Identifying a dream partner isn't always easy! Given that painted and labeled appearances may be misleading, is there any guaranteed way to know if a partner is truly "there" in your dream? Well, let me put it this way. Let's say it's the first time you've turned on a television. Can you tell the difference between a live news cast, a delayed news cast, a commentary, a documentary, a commercial or infomercial, a fictional story, a spontaneous video clip or a preplanned "reality show"? Hmmm? Distinguishing between truth and fiction, real or imaginary, is a learned skill with lots of opportunity to correct mistakes through quick contrast and thoughtful reflection. None of us has the same degree of experience in the dream state. In the waking state, virtual reality is becoming so "real," that it's getting hard to tell the dividing line between a live shot and a computer-generated graphic. Our own personal virtual realities already have the capacity to present seamless information. And they do.

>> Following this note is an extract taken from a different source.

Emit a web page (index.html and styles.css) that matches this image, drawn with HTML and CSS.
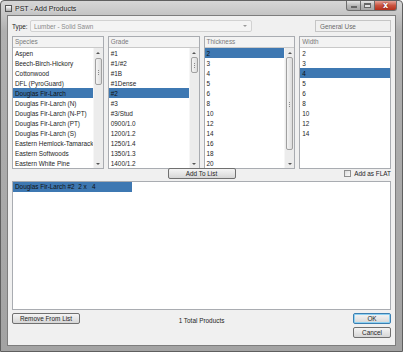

The only accurate way to tell if psi is operative is to verify it when you wake up. Granted, as you gain experience with mutual dreamers, you can improve your ability to distinguish subtle differences between their "stuff" and your "stuff" (a dream journal is invaluable). Sometimes it's possible to recognize a person by their "feeling tones," but this is, at best, a neophyte art and science. For gosh sakes, talk to your partners! Feedback is crucial. Interview them. Interview someone who knows them. How else are you going to learn the difference between projection and perception?